D.S.D.: “Good faith is not a magic lamp for police officers to rub whenever they find themselves in trouble.”

Warrantless entry was not “sanitized” by an ex post facto search warrant. “‘Good faith is not a magic lamp for police officers to rub whenever they find themselves in trouble.’” Leon involved no police misconduct; this case does. United States v. Long, 2014 U.S. Dist. LEXIS 78229 (D. S.D. February 3, 2014):

In Leon, the case that created the exception and that the Government seeks now to invoke, the police did not ever violate the law. They simply relied in good faith on a magistrate’s error. In Long’s case, however, there was (1) an illegal entry of his store and observations made of items in the interior of it; and (2) oral testimony, in support of a search warrant request, which relied exclusively on the prior entry and observations. Deterrence, Leon holds, is not needed to remedy judicial errors. But police misconduct must be deterred through the suppression of evidence.

“Good faith is not a magic lamp for police officers to rub whenever they find themselves in trouble.” Officer Spargur’s presumptively unconstitutional entry into and search of the OC Store was an unequivocal Fourth Amendment transgression. Leon instructs courts to pay” [c]lose attention” to the “remedial objectives” of the exclusionary rule, and apply it only in those cases where the purpose of deterrence can be furthered. This is precisely such a case. It is not, as Leon was, a case where an officer acted in objective good faith in obtaining a warrant to search a commercial establishment. Instead, it was an attempt to sanitize illegal behavior that had just occurred, collect additional fruits and skirt the tentacles of the rule. The Court is unwilling to provide Officer Spargur, police and the Government with their magic lamp and allow them to use it to avoid the harsh penalty of suppression. All of the evidence tribal police seized from the OC Store, under the auspices of the July 28 telephonic warrant, must be suppressed as the poisonous fruit of an illegal search.

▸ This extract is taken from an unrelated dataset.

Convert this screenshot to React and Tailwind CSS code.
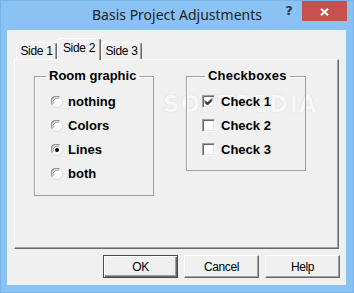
import React from "react";

function Radio({ checked }) {
  return (
    <svg width="12" height="12" viewBox="0 0 12 12" className="shrink-0">
      <circle cx="6" cy="6" r="5.5" fill="#ffffff" stroke="#d8d8d8" strokeWidth="1" />
      <path d="M1.3 8.3 A5 5 0 0 1 8.3 1.3" fill="none" stroke="#8f8f8f" strokeWidth="1.2" />
      <path d="M2.4 7.4 A3.8 3.8 0 0 1 7.4 2.4" fill="none" stroke="#6c6c6c" strokeWidth="0.8" />
      {checked && <circle cx="6" cy="6" r="2" fill="#000000" />}
    </svg>
  );
}

function Check({ checked }) {
  return (
    <div className="w-[13px] h-[13px] shrink-0 bg-white border-t border-l border-t-[#a0a0a0] border-l-[#a0a0a0] border-b border-r border-b-white border-r-white shadow-[inset_1px_1px_0_#696969,inset_-1px_-1px_0_#e3e3e3] flex items-center justify-center">
      {checked && (
        <svg width="9" height="9" viewBox="0 0 9 9">
          <path d="M1 3.5 L3.5 6 L8 1.5 M1 4.5 L3.5 7 L8 2.5 M1 5.5 L3.5 8 L8 3.5" fill="none" stroke="#000" strokeWidth="1" />
        </svg>
      )}
    </div>
  );
}

function Tab({ label, selected }) {
  if (selected) {
    return (
      <div className="relative z-10 w-[44px] h-[22px] -mb-[1px] bg-[#f0f0f0] border-l border-t border-l-white border-t-white border-r border-r-[#696969] rounded-t-[3px] shadow-[inset_-1px_0_0_#a0a0a0] flex items-start justify-center pt-[2px] text-[12px] leading-[15px] tracking-[-0.3px] text-black">
        {label}
      </div>
    );
  }
  return (
    <div className="w-[41px] h-[17px] bg-[#f0f0f0] border-l border-t border-l-white border-t-white border-r border-r-[#696969] rounded-t-[3px] shadow-[inset_-1px_0_0_#a0a0a0] flex items-start justify-center pt-[1px] text-[12px] leading-[15px] tracking-[-0.3px] text-black">
      {label}
    </div>
  );
}

function Button({ label, isDefault }) {
  return (
    <div
      className={
        "w-[75px] h-[23px] bg-[#f0f0f0] flex items-center justify-center text-[12px] tracking-[-0.4px] text-black " +
        (isDefault
          ? "border border-[#4a4a4a] shadow-[inset_1px_1px_0_#ffffff,inset_-1px_-1px_0_#696969,inset_-2px_-2px_0_#a0a0a0]"
          : "border-t border-l border-t-white border-l-white border-b border-r border-b-[#696969] border-r-[#696969] shadow-[inset_-1px_-1px_0_#a0a0a0]")
      }
    >
      {label}
    </div>
  );
}

export default function App() {
  return (
    <div className="w-[354px] h-[293px] bg-[#8ac3f3] border border-[#78b2e6] flex flex-col font-['Liberation_Sans',Arial,sans-serif] overflow-hidden">
      {/* Title bar */}
      <div className="h-[29px] shrink-0 grid grid-cols-[1fr_auto_1fr] items-start">
        <div />
        <div className="pt-[4px] font-['Noto_Sans',sans-serif] text-[14px] leading-[20px] text-[#222222] whitespace-nowrap">
          Basis Project Adjustments
        </div>
        <div className="flex justify-end items-start pr-[6px]">
          <div className="w-[26px] h-[20px] flex items-center justify-center font-['DejaVu_Sans',sans-serif] font-bold text-[13px] leading-[20px] text-[#333333]">
            ?
          </div>
          <div className="w-[45px] h-[20px] bg-[#c75050] flex items-center justify-center pt-[1px]">
            <svg width="9" height="8" viewBox="0 0 9 8">
              <path d="M1 0.8 L8 7.2 M8 0.8 L1 7.2" stroke="#ffffff" strokeWidth="2" fill="none" />
            </svg>
          </div>
        </div>
      </div>

      {/* Client area */}
      <div className="mx-[6px] w-[339px] h-[255px] bg-[#f0f0f0] flex flex-col pt-[8px]">
        <div className="pl-[7px] flex flex-col">
          {/* Tabs */}
          <div className="flex items-end h-[21px] pl-[2px]">
            <Tab label="Side 1" />
            <Tab label="Side 2" selected />
            <Tab label="Side 3" />
          </div>
          {/* Panel */}
          <div className="relative w-[325px] h-[190px] border-t border-l border-t-white border-l-white border-b border-r border-b-[#696969] border-r-[#696969] shadow-[inset_-1px_-1px_0_#a0a0a0] flex items-start gap-[32px] pl-[19px] pt-[9px]">
            {/* watermark (behind content) */}
            <div className="absolute left-[148px] top-[32px] z-0 pointer-events-none">
              <span className="font-['DejaVu_Sans',sans-serif] font-bold text-[23px] leading-[24px] tracking-[1px] text-[#f7f7f7] [text-shadow:0_0_1px_rgba(0,0,0,0.18)] whitespace-nowrap">
                SOFTPEDIA
              </span>
            </div>
            <fieldset className="relative z-10 w-[120px] min-w-0 h-[127px] border border-[#a0a0a0] shadow-[inset_1px_1px_0_#ffffff] pl-[16px] pt-[6px]">
              <legend className="-ml-[5px] px-[3px] font-bold text-[13px] leading-[14px] text-black whitespace-nowrap">Room graphic</legend>
              {[
                ["nothing", false],
                ["Colors", false],
                ["Lines", true],
                ["both", false],
              ].map(([t, c]) => (
                <div key={t} className="h-[24px] flex items-center gap-[5px]">
                  <div className="pt-[1px] flex">
                    <Radio checked={c} />
                  </div>
                  <span className="font-bold text-[13px] leading-[15px] text-black whitespace-nowrap">{t}</span>
                </div>
              ))}
            </fieldset>
            <fieldset className="relative z-10 w-[120px] min-w-0 h-[102px] border border-[#a0a0a0] shadow-[inset_1px_1px_0_#ffffff] pl-[15px] pt-[6px]">
              <legend className="ml-[3px] px-[3px] font-bold text-[13px] leading-[14px] tracking-[0.2px] text-black whitespace-nowrap">Checkboxes</legend>
              {[
                ["Check 1", true],
                ["Check 2", false],
                ["Check 3", false],
              ].map(([t, c]) => (
                <div key={t} className="h-[24px] flex items-center gap-[6px]">
                  <Check checked={c} />
                  <span className="font-bold text-[13px] leading-[15px] text-black whitespace-nowrap">{t}</span>
                </div>
              ))}
            </fieldset>
          </div>
        </div>

        {/* Buttons */}
        <div className="mt-[6px] flex justify-end gap-[6px] pr-[6px]">
          <Button label="OK" isDefault />
          <Button label="Cancel" />
          <Button label="Help" />
        </div>
      </div>
    </div>
  );
}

To apply Leon’s good-faith exception to the fruits of an unlawful entry — because officers later obtained a warrant based on the entry and what an officer earlier saw inside the place sought to be searched — would effectively allow the exception to swallow the rule itself. While pared down by Leon and other cases, the rule has not been eliminated and still is available to deter police misconduct that runs afoul of the Fourth Amendment.